Reproduce the listing below exactly, minus its pictures.

• _Data lines_:
★ ★ ★ ★ ★ ★ ★
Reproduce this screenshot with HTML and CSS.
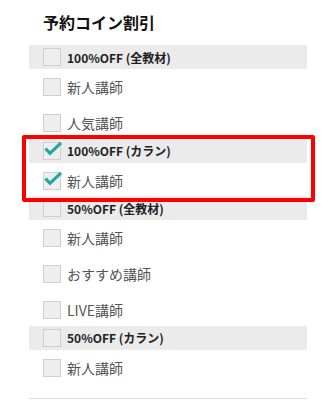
FILE: index.html
```html
<!DOCTYPE html>
<html lang="ja">
<head>
<meta charset="utf-8">
<link rel="stylesheet" href="styles.css">
</head>
<body>
<div class="panel">
  <h2 class="title">予約コイン割引</h2>

  <div class="head"><span class="box"></span><span>100%OFF (全教材)</span></div>
  <div class="group">
    <div class="item"><span class="box"></span><span>新人講師</span></div>
    <div class="item"><span class="box"></span><span>人気講師</span></div>
  </div>

  <div class="head"><span class="box checked"><svg class="tick" viewBox="0 0 18 18"><path d="M2.5 6.5 L7 11.3 L18 0.8"/></svg></span><span>100%OFF (カラン)</span></div>
  <div class="group">
    <div class="item"><span class="box checked"><svg class="tick" viewBox="0 0 18 18"><path d="M2.5 6.5 L7 11.3 L18 0.8"/></svg></span><span>新人講師</span></div>
  </div>

  <div class="head"><span class="box"></span><span>50%OFF (全教材)</span></div>
  <div class="group">
    <div class="item"><span class="box"></span><span>新人講師</span></div>
    <div class="item"><span class="box"></span><span>おすすめ講師</span></div>
    <div class="item"><span class="box"></span><span>LIVE講師</span></div>
  </div>

  <div class="head"><span class="box"></span><span>50%OFF (カラン)</span></div>
  <div class="group last">
    <div class="item"><span class="box"></span><span>新人講師</span></div>
  </div>

  <div class="highlight"></div>
</div>
</body>
</html>
```
FILE: styles.css
```css
html, body {
  margin: 0;
  padding: 0;
  background: #fff;
}
body {
  font-family: "Noto Sans CJK JP", "Noto Sans", sans-serif;
}
.panel {
  position: relative;
  margin-left: 29px;
  width: 278px;
  border-bottom: 1px solid #dddddd;
}
.title {
  margin: 0;
  padding: 12px 14px 13px;
  font-size: 16px;
  line-height: 20px;
  font-weight: bold;
  color: #111;
}
.head {
  display: flex;
  align-items: center;
  gap: 6px;
  height: 24px;
  padding-left: 14px;
  background: #ebebeb;
  font-size: 12px;
  font-weight: bold;
  color: #222;
}
.group {
  display: flex;
  flex-direction: column;
  gap: 18px;
  padding: 9px 0 6.5px 14px;
}
.group.last {
  padding-bottom: 21px;
}
.item {
  display: flex;
  align-items: center;
  gap: 6px;
  height: 18px;
  font-size: 14px;
  color: #555;
}
.box {
  position: relative;
  flex: none;
  width: 18px;
  height: 18px;
  box-sizing: border-box;
  border: 1px solid #cfcfcf;
  background: #eeeeee;
}
.tick {
  position: absolute;
  left: -1px;
  top: -1px;
  width: 18px;
  height: 18px;
  overflow: visible;
  fill: none;
  stroke: #22a5a5;
  stroke-width: 3.2;
}
.highlight {
  position: absolute;
  left: -7px;
  top: 135px;
  width: 293px;
  height: 67px;
  box-sizing: border-box;
  border: 4px solid #ff0000;
  border-radius: 2px;
}
```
★ ★ ★ ★ ★ ★ ★
• _Solution_:
Reproduce this screenshot with HTML and CSS.
FILE: index.html
```html
<!DOCTYPE html>
<html lang="ja">
<head>
<meta charset="utf-8">
<link rel="stylesheet" href="styles.css">
</head>
<body>
<div class="panel">
  <h2 class="title">予約コイン割引</h2>

  <div class="head"><span class="box"></span><span>100%OFF (全教材)</span></div>
  <div class="group">
    <div class="item"><span class="box"></span><span>新人講師</span></div>
    <div class="item"><span class="box"></span><span>人気講師</span></div>
  </div>

  <div class="head"><span class="box checked"><svg class="tick" viewBox="0 0 18 18"><path d="M2.5 6.5 L7 11.3 L18 0.8"/></svg></span><span>100%OFF (カラン)</span></div>
  <div class="group">
    <div class="item"><span class="box checked"><svg class="tick" viewBox="0 0 18 18"><path d="M2.5 6.5 L7 11.3 L18 0.8"/></svg></span><span>新人講師</span></div>
  </div>

  <div class="head"><span class="box"></span><span>50%OFF (全教材)</span></div>
  <div class="group">
    <div class="item"><span class="box"></span><span>新人講師</span></div>
    <div class="item"><span class="box"></span><span>おすすめ講師</span></div>
    <div class="item"><span class="box"></span><span>LIVE講師</span></div>
  </div>

  <div class="head"><span class="box"></span><span>50%OFF (カラン)</span></div>
  <div class="group last">
    <div class="item"><span class="box"></span><span>新人講師</span></div>
  </div>

  <div class="highlight"></div>
</div>
</body>
</html>
```
FILE: styles.css
```css
html, body {
  margin: 0;
  padding: 0;
  background: #fff;
}
body {
  font-family: "Noto Sans CJK JP", "Noto Sans", sans-serif;
}
.panel {
  position: relative;
  margin-left: 29px;
  width: 278px;
  border-bottom: 1px solid #dddddd;
}
.title {
  margin: 0;
  padding: 12px 14px 13px;
  font-size: 16px;
  line-height: 20px;
  font-weight: bold;
  color: #111;
}
.head {
  display: flex;
  align-items: center;
  gap: 6px;
  height: 24px;
  padding-left: 14px;
  background: #ebebeb;
  font-size: 12px;
  font-weight: bold;
  color: #222;
}
.group {
  display: flex;
  flex-direction: column;
  gap: 18px;
  padding: 9px 0 6.5px 14px;
}
.group.last {
  padding-bottom: 21px;
}
.item {
  display: flex;
  align-items: center;
  gap: 6px;
  height: 18px;
  font-size: 14px;
  color: #555;
}
.box {
  position: relative;
  flex: none;
  width: 18px;
  height: 18px;
  box-sizing: border-box;
  border: 1px solid #cfcfcf;
  background: #eeeeee;
}
.tick {
  position: absolute;
  left: -1px;
  top: -1px;
  width: 18px;
  height: 18px;
  overflow: visible;
  fill: none;
  stroke: #22a5a5;
  stroke-width: 3.2;
}
.highlight {
  position: absolute;
  left: -7px;
  top: 135px;
  width: 293px;
  height: 67px;
  box-sizing: border-box;
  border: 4px solid #ff0000;
  border-radius: 2px;
}
```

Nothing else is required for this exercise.